Department of Justice
U.S. Attorney’s Office
Northern District of Texas

FOR IMMEDIATE RELEASE
Tuesday, April 7, 2015

Abilene Man Admits Possessing Prepubescent Child Pornography

ABILENE, Texas — Charles Coci, 26, of Abilene, Texas, appeared today in federal court before U.S. Magistrate Judge E. Scott Frost and pleaded guilty to one count of possession of prepubescent child pornography, announced John Parker, Acting U.S. Attorney for the Northern District of Texas.

Coci, who is on bond, faces a maximum statutory penalty of 20 years in federal prison, a $250,000 fine and a lifetime of supervised release. Sentencing will be set at a later date.
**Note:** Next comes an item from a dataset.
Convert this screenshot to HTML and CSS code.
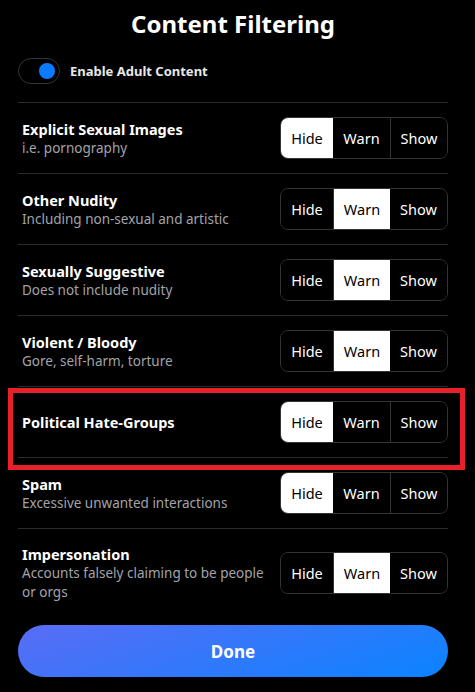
FILE: index.html
```html
<!DOCTYPE html>
<html lang="en">
<head>
  <meta charset="UTF-8" />
  <meta name="viewport" content="width=device-width, initial-scale=1.0" />
  <title>Content Filtering</title>
  <link rel="stylesheet" href="styles.css">
</head>
<body>
  <div class="panel">
    <h1>Content Filtering</h1>

    <label class="adult">
      <span class="toggle"><span class="knob"></span></span>
      <span>Enable Adult Content</span>
    </label>

    <div class="list">
      <div class="row">
        <div class="info">
          <div class="title">Explicit Sexual Images</div>
          <div class="desc">i.e. pornography</div>
        </div>
        <div class="seg">
          <button class="on">Hide</button><button>Warn</button><button>Show</button>
        </div>
      </div>
      <div class="row">
        <div class="info">
          <div class="title">Other Nudity</div>
          <div class="desc">Including non-sexual and artistic</div>
        </div>
        <div class="seg">
          <button>Hide</button><button class="on">Warn</button><button>Show</button>
        </div>
      </div>
      <div class="row">
        <div class="info">
          <div class="title">Sexually Suggestive</div>
          <div class="desc">Does not include nudity</div>
        </div>
        <div class="seg">
          <button>Hide</button><button class="on">Warn</button><button>Show</button>
        </div>
      </div>
      <div class="row">
        <div class="info">
          <div class="title">Violent / Bloody</div>
          <div class="desc">Gore, self-harm, torture</div>
        </div>
        <div class="seg">
          <button>Hide</button><button class="on">Warn</button><button>Show</button>
        </div>
      </div>
      <div class="row marked">
        <div class="info">
          <div class="title">Political Hate-Groups</div>
        </div>
        <div class="seg">
          <button class="on">Hide</button><button>Warn</button><button>Show</button>
        </div>
        <span class="highlight"></span>
      </div>
      <div class="row">
        <div class="info">
          <div class="title">Spam</div>
          <div class="desc">Excessive unwanted interactions</div>
        </div>
        <div class="seg">
          <button class="on">Hide</button><button>Warn</button><button>Show</button>
        </div>
      </div>
      <div class="row last">
        <div class="info">
          <div class="title">Impersonation</div>
          <div class="desc">Accounts falsely claiming to be people or orgs</div>
        </div>
        <div class="seg">
          <button>Hide</button><button class="on">Warn</button><button>Show</button>
        </div>
      </div>
    </div>

    <button class="done">Done</button>
  </div>
</body>
</html>
```

FILE: styles.css
```css
body {
  margin: 0;
  background: #000;
  color: #fff;
  font-family: "Noto Sans", "Open Sans", sans-serif;
}
.panel {
  width: 430px;
  margin-left: 18px;
}
h1 {
  margin: 0;
  padding-top: 7px;
  height: 37px;
  text-align: center;
  font-size: 24px;
  font-weight: 700;
  line-height: 34px;
}
.adult {
  display: flex;
  align-items: center;
  gap: 10px;
  margin-top: 14px;
  padding-bottom: 18px;
  border-bottom: 1px solid #2a2a2e;
  font-size: 13px;
  font-weight: 700;
  color: #e8e8e8;
}
.toggle {
  position: relative;
  width: 40px;
  height: 24px;
  border: 1px solid #333338;
  border-radius: 13px;
}
.knob {
  position: absolute;
  right: 4px;
  top: 4px;
  width: 16px;
  height: 16px;
  border-radius: 50%;
  background: #0a7aff;
}
.row {
  position: relative;
  display: flex;
  align-items: center;
  justify-content: space-between;
  gap: 10px;
  padding: 14px 0 14px 4px;
  min-height: 42px;
  border-bottom: 1px solid #2a2a2e;
}
.row.last {
  border-bottom: none;
  padding-top: 15px;
}
.info {
  flex: 1;
}
.title {
  font-size: 14.5px;
  font-weight: 700;
  line-height: 20px;
}
.desc {
  font-size: 13.5px;
  line-height: 19px;
  color: #a3a3a8;
}
.seg {
  display: flex;
  flex-shrink: 0;
  height: 40px;
  border: 1px solid #333338;
  border-radius: 8px;
  overflow: hidden;
}
.seg button {
  background: #000;
  color: #fff;
  border: none;
  border-left: 1px solid #333338;
  font-family: inherit;
  font-size: 14.5px;
  padding: 0;
  width: 57px;
}
.seg button:first-child {
  border-left: none;
  width: 52px;
}
.seg button.on {
  background: #fff;
  color: #000;
}
.seg button.on + button {
  border-left: none;
}
.highlight {
  position: absolute;
  left: -10px;
  right: -17px;
  top: 1px;
  bottom: -13px;
  border: 5px solid #e8202a;
  pointer-events: none;
}
.done {
  display: block;
  width: 430px;
  height: 52px;
  margin-top: 9px;
  border: none;
  border-radius: 26px;
  background: linear-gradient(160deg, #5a6cf6, #0a84ff);
  color: #fff;
  font-family: inherit;
  font-size: 17px;
  font-weight: 700;
}
```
According to documents filed in the case, Coci used a laptop computer at his residence to search the Internet for images and videos of child pornography. In the course of searching for this material, Coci located, downloaded and viewed numerous images and videos constituting child pornography, and some of those images involved prepubescent minors engaging in sexually explicit conduct.

The case was brought as part of Project Safe Childhood, a nationwide initiative, which was launched in May 2006 by the Department of Justice, to combat the growing epidemic of child sexual exploitation and abuse. Led by U.S. Attorney’s Offices and the Criminal Division’s Child Exploitation and Obscenity Section, Project Safe Childhood marshals federal, state and local resources to better locate, apprehend and prosecute individuals, who sexually exploit children, and identify and rescue victims. For more information about Project Safe Childhood, please visit http://www.justice.gov/psc/. For more information about internet safety education, please visit http://www.justice.gov/psc/ and click on the tab “resources.”

U.S. Immigration and Customs Enforcement’s (ICE) Homeland Security Investigations (HSI), the Abilene Police Department and the U.S. Air Force Office of Special Investigations investigated the case. Assistant U.S. Attorney Steven M. Sucsy of the U.S. Attorney’s Office in Lubbock, Texas, is in charge of the prosecution.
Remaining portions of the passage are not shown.